Sometimes the canoe is dashed to pieces on the rock, and this is the only danger the natives fear. With bleeding bodies they then strain every nerve to escape the fury of the whirlpool and swim to land. Where the rocky ledges are very high and form a barrier by extending across the entire bed of the river, the light canoe is hauled to land and dragged for some distance along the shore on branches of trees which serve the purpose of rollers.

The most celebrated and most perilous ledges are those of Purimarimi and Manimi, which are between nine and ten feet in height. It was with surprise I found, by barometrical measurements, that the entire fall of the Raudal, from the mouth of the Cameji to that of the Toparo, scarcely amounted to more than 30 or 32 feet. (A geodesic levelling is not practicable, owing to the inaccessibility of the locality and the pestiferous atmosphere, which swarms with mosquitoes.) I say with surprise, for I hence discovered that the tremendous roar and wild dashing of the stream arose from the contraction of its bed by numerous rocks and islands, and the counter-currents produced by the form and position of the masses of rock. The truth of my assertion regarding the inconsiderable height of the whole fall will be best verified by observing the cataracts, in descending to the bed of the river, from the village of Maypures, across the rocks of Manimi.
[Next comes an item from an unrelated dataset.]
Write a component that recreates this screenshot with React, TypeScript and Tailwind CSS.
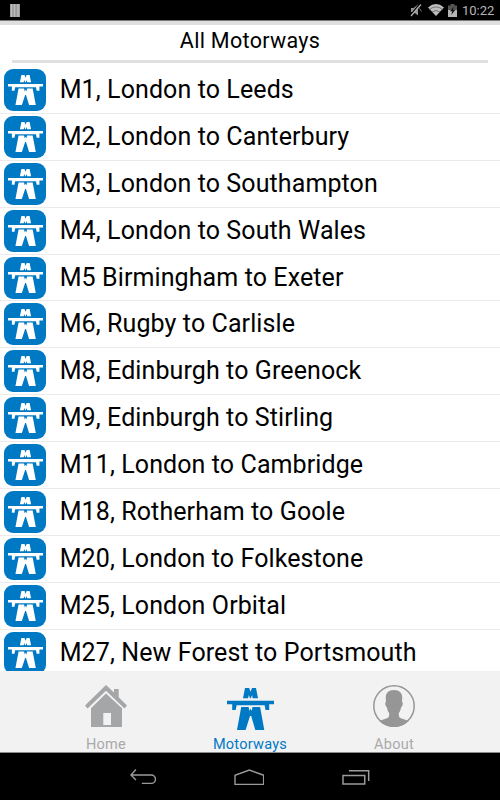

At this point the beholder enjoys a most striking and wonderful prospect. A foaming surface, several miles in length, intersected with iron-black masses of rock projecting like battlemented ruins from the waters, is seen at one view. Every islet and every rock is adorned with luxuriant forest trees. A perpetual mist hovers over the watery mirror, and the summits of the lofty palms pierce through the clouds of vapoury spray. When the rays of the glowing evening sun are refracted in the humid atmosphere, an exquisite optical illusion is produced. Coloured bows appear, vanish, and reappear, while the ethereal picture dances, like an ignis fatuus, with every motion of the sportive breeze.

During the long rainy seasons, the falling waters carry down quantities of vegetable mould, which accumulating, form islands of the naked rocks; adorning the barren stone with blooming beds of Melastomes and Droseras, silver-leaved Mimosæ, and a variety of ferns. They recal to the mind of the European those groups of vegetation which the inhabitants of the Alps term courtils, blocks of granite bedecked with flowers which project solitarily amid the Glaciers of Savoy.

In the blue distance the eye rests on the mountain chain of Cunavami, a far-stretching chain of hills which terminates abruptly in a sharply truncated cone. We saw this conical hill, called by the Indians Calitamini, glowing at sunset as if in crimson flames. This appearance daily returns. No one has ever been in the immediate neighbourhood of this mountain. Possibly its dazzling brightness is produced by the reflecting surface of decomposing talc, or mica schist.

During the five days that we passed in the neighbourhood of the cataracts, we were much struck by the fact that the roar of the rushing torrent was three times as great by night as by day. The same phenomenon is observed in all European waterfalls. To what can we ascribe this effect in a solitude where the repose of nature is undisturbed? Probably to ascending currents of warm air, which producing an unequal density of the elastic medium, obstruct the propagation of sound by displacing its waves; causes which cease after the nocturnal cooling of the earth’s surface.

The Indians showed us traces of ruts caused by wheels. They speak with wonder of the horned cattle, (oxen,) which at the period of the Jesuit missions used to draw the trucks, that conveyed the canoes, along the left shore of the Orinoco, from the mouth of the Cameji to that of the Toparo. The canoes at that time were transported without the discharge of their cargoes, and were not as now injured by being constantly dragged over sharp-pointed rocks, or stranded.

The topographical plan which I have sketched of the locality, shews that a canal might be opened between the Cameji and the Toparo. The valley in which these two abundantly watered rivers flow is a gentle level; and the canal, of which I suggested a plan to the Governor-General of Venezuela, would become a navigable arm of the Orinoco, and supersede the old and dangerous bed of the river.

The Raudal of Atures is exactly similar to that of Maypures, like which it consists of a cluster of islands between which the river forces itself a passage extending from 18,000 to 24,000 feet. Here too a forest of palm trees rises from the midst of the foaming surface of the waters. The most celebrated ledges of the cataract are situated between the islands of Avaguri and Javariveni, between Suripamana and Uirapuri.

When M. Bonpland and myself were returning from the banks of the Rio Negro, we ventured to pass the latter, that is the lower half, of the Raudal of Atures in our loaded canoe. We several times disembarked to climb over rocks, which, like dykes, connected one island with another. At one time the water shoots over these dykes; at another it falls into their cavities with a deafening hollow sound. In some places considerable portions of the bed of the river are perfectly dry, in consequence of the stream having opened for itself a subterranean passage. In this solitude the golden-coloured Rock Manakin (Pipra rupicola) builds its nest. This bird, which is as pugnacious as the East India cock, is one of the most beautiful birds of the tropics, and is remarkable for its double moveable crest of feathers with which its head is decorated.